The secondary oocyte :

• The secondary oocyte is the unfertilized egg which is released from the ovary (ovulated). 
• Size and structure: It is non-cleidoic (without shell) and microlecithal (yolk is present in very small quantity). 
• It is approximately 0.1mm (100 microns) in size., It is a rounded, nonmotile, haploid female gamete. 
• The egg shows polarity i.e. the side having a germinal vesicle and the first polar body is called an animal pole while the side opposite to it is called a vegetal pole. 
• Nucleus: The nucleus of the egg appears large and is called a germinal vesicle. 
• A typical nucleus or pronucleus is formed at the time of fertilization. 
• Cytoplasm: The cytoplasm of an egg is also called ooplasm. 
• It is devoid of centrioles.
• Membranes: The egg is surrounded by various coverings.

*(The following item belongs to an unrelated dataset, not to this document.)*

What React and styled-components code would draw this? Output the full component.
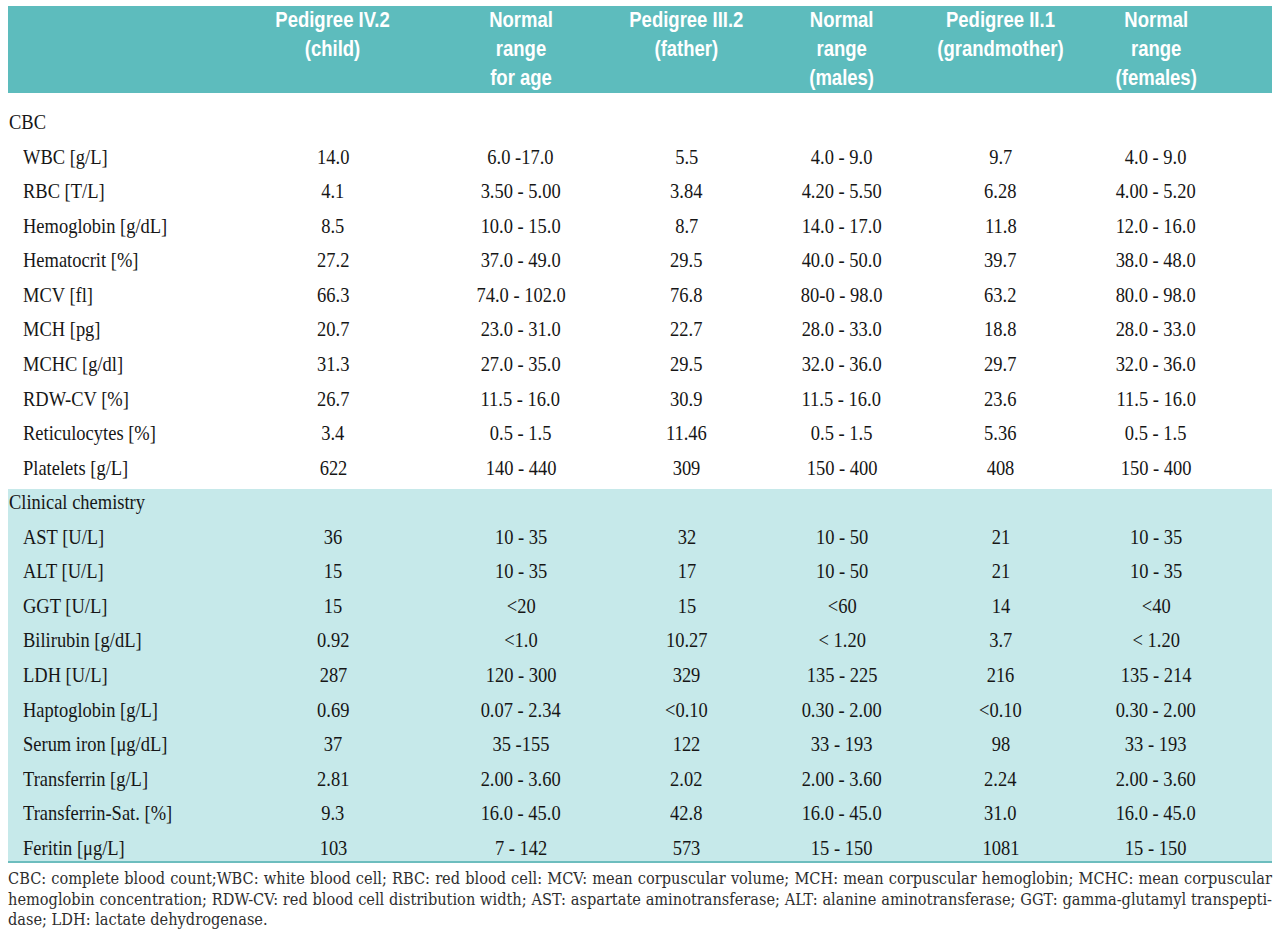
import React from "react";
import styled, { createGlobalStyle } from "styled-components";

const GlobalStyle = createGlobalStyle`
  html, body {
    margin: 0;
    padding: 0;
    background: #fff;
  }
`;

// shared column grid: label + six value columns, a little room on the right
const COLS = "226.5px 197px 178.5px 153px 157.5px 160px 151px";

const Page = styled.div`
  width: 1264px;
  padding: 6px 8px 0;
  font-family: "Liberation Serif", "Times New Roman", serif;
  color: #161616;
`;

const Head = styled.div`
  display: grid;
  grid-template-columns: ${COLS};
  padding-right: 40.5px;
  height: 87px;
  background: #5dbcbd;
  margin-bottom: 12px;
`;

const HeadCell = styled.div`
  text-align: center;
  font-family: "Liberation Sans", Arial, sans-serif;
  font-weight: 700;
  font-size: 21.5px;
  line-height: 29px;
  color: #fff;
`;

// the original table uses a condensed face, squeeze the regular one
const Squeeze = styled.span`
  display: inline-block;
  white-space: nowrap;
  transform: scaleX(${(p) => p.$x || 0.84});
  transform-origin: ${(p) => (p.$left ? "left center" : "center center")};
`;

const Row = styled.div`
  display: grid;
  grid-template-columns: ${COLS};
  padding-right: 40.5px;
  height: 34.57px;
  align-items: center;
  font-size: 22px;
  line-height: 34.57px;
`;

const Label = styled.div`
  padding-left: ${(p) => (p.$section ? "1px" : "15px")};
`;

const Value = styled.div`
  text-align: center;
`;

const Band = styled.div`
  display: flex;
  flex-direction: column;
  background: #c6e9ea;
  margin-top: 4px;
  border-bottom: 2px solid #6dbdbe;

  & > ${Row}:first-child {
    margin-top: -4px;
  }
  & > ${Row}:last-child {
    margin-bottom: -4px;
  }
`;

const Notes = styled.div`
  margin-top: 6px;
  font-family: "DejaVu Serif", serif;
  font-stretch: condensed;
  font-size: 16.2px;
  line-height: 20.5px;
  color: #2e2e2e;
`;

const NoteLine = styled.div`
  text-align: ${(p) => (p.$last ? "left" : "justify")};
  text-align-last: ${(p) => (p.$last ? "left" : "justify")};
  white-space: nowrap;
`;

const headers = [
  ["Pedigree IV.2", "(child)"],
  ["Normal", "range", "for age"],
  ["Pedigree III.2", "(father)"],
  ["Normal", "range", "(males)"],
  ["Pedigree II.1", "(grandmother)"],
  ["Normal", "range", "(females)"],
];

const cbc = [
  ["WBC [g/L]", "14.0", "6.0 -17.0", "5.5", "4.0 - 9.0", "9.7", "4.0 - 9.0"],
  ["RBC [T/L]", "4.1", "3.50 - 5.00", "3.84", "4.20 - 5.50", "6.28", "4.00 - 5.20"],
  ["Hemoglobin [g/dL]", "8.5", "10.0 - 15.0", "8.7", "14.0 - 17.0", "11.8", "12.0 - 16.0"],
  ["Hematocrit [%]", "27.2", "37.0 - 49.0", "29.5", "40.0 - 50.0", "39.7", "38.0 - 48.0"],
  ["MCV [fl]", "66.3", "74.0 - 102.0", "76.8", "80-0 - 98.0", "63.2", "80.0 - 98.0"],
  ["MCH [pg]", "20.7", "23.0 - 31.0", "22.7", "28.0 - 33.0", "18.8", "28.0 - 33.0"],
  ["MCHC [g/dl]", "31.3", "27.0 - 35.0", "29.5", "32.0 - 36.0", "29.7", "32.0 - 36.0"],
  ["RDW-CV [%]", "26.7", "11.5 - 16.0", "30.9", "11.5 - 16.0", "23.6", "11.5 - 16.0"],
  ["Reticulocytes [%]", "3.4", "0.5 - 1.5", "11.46", "0.5 - 1.5", "5.36", "0.5 - 1.5"],
  ["Platelets [g/L]", "622", "140 - 440", "309", "150 - 400", "408", "150 - 400"],
];

const chemistry = [
  ["AST [U/L]", "36", "10 - 35", "32", "10 - 50", "21", "10 - 35"],
  ["ALT [U/L]", "15", "10 - 35", "17", "10 - 50", "21", "10 - 35"],
  ["GGT [U/L]", "15", "<20", "15", "<60", "14", "<40"],
  ["Bilirubin [g/dL]", "0.92", "<1.0", "10.27", "< 1.20", "3.7", "< 1.20"],
  ["LDH [U/L]", "287", "120 - 300", "329", "135 - 225", "216", "135 - 214"],
  ["Haptoglobin [g/L]", "0.69", "0.07 - 2.34", "<0.10", "0.30 - 2.00", "<0.10", "0.30 - 2.00"],
  ["Serum iron [\u03bcg/dL]", "37", "35 -155", "122", "33 - 193", "98", "33 - 193"],
  ["Transferrin [g/L]", "2.81", "2.00 - 3.60", "2.02", "2.00 - 3.60", "2.24", "2.00 - 3.60"],
  ["Transferrin-Sat. [%]", "9.3", "16.0 - 45.0", "42.8", "16.0 - 45.0", "31.0", "16.0 - 45.0"],
  ["Feritin [\u03bcg/L]", "103", "7 - 142", "573", "15 - 150", "1081", "15 - 150"],
];

const notes = [
  "CBC: complete blood count;WBC: white blood cell; RBC: red blood cell: MCV: mean corpuscular volume; MCH: mean corpuscular hemoglobin; MCHC: mean corpuscular",
  "hemoglobin concentration; RDW-CV: red blood cell distribution width; AST: aspartate aminotransferase;  ALT: alanine aminotransferase; GGT: gamma-glutamyl transpepti-",
  "dase; LDH: lactate dehydrogenase.",
];

const SectionRow = ({ title }) => (
  <Row>
    <Label $section>
      <Squeeze $left>{title}</Squeeze>
    </Label>
  </Row>
);

const DataRow = ({ cells }) => {
  const [label, ...values] = cells;
  return (
    <Row>
      <Label>
        <Squeeze $left>{label}</Squeeze>
      </Label>
      {values.map((v, i) => (
        <Value key={i}>
          <Squeeze>{v}</Squeeze>
        </Value>
      ))}
    </Row>
  );
};

export default function App() {
  return (
    <>
      <GlobalStyle />
      <Page>
        <Head>
          <div />
          {headers.map((lines, i) => (
            <HeadCell key={i}>
              <Squeeze $x={0.86}>
                {lines.map((l, j) => (
                  <div key={j}>{l}</div>
                ))}
              </Squeeze>
            </HeadCell>
          ))}
        </Head>

        <SectionRow title="CBC" />
        {cbc.map((r) => (
          <DataRow key={r[0]} cells={r} />
        ))}

        <Band>
          <SectionRow title="Clinical chemistry" />
          {chemistry.map((r) => (
            <DataRow key={r[0]} cells={r} />
          ))}
        </Band>

        <Notes>
          {notes.map((n, i) => (
            <NoteLine key={i} $last={i === notes.length - 1}>
              {n}
            </NoteLine>
          ))}
        </Notes>
      </Page>
    </>
  );
}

The egg membrane is called the vitelline membrane.
• It secretes a non-cellular. 
• glycoproteins membrane with the zona pellucida on its outside. 
• Adhering to the outer surface of zona pellucida are several radially elongated cells forming the corona radiate. 
• These cells are derived from the innermost layer of granulosa cells. 
• They are firmly held to the zona pellucida and to each other by hyaluronic acid (mucopolysaccharide). Between the vitelline membrane and the zona pellucida is a fluid-filled perivitelline space. 
• The first polar body lies in this space.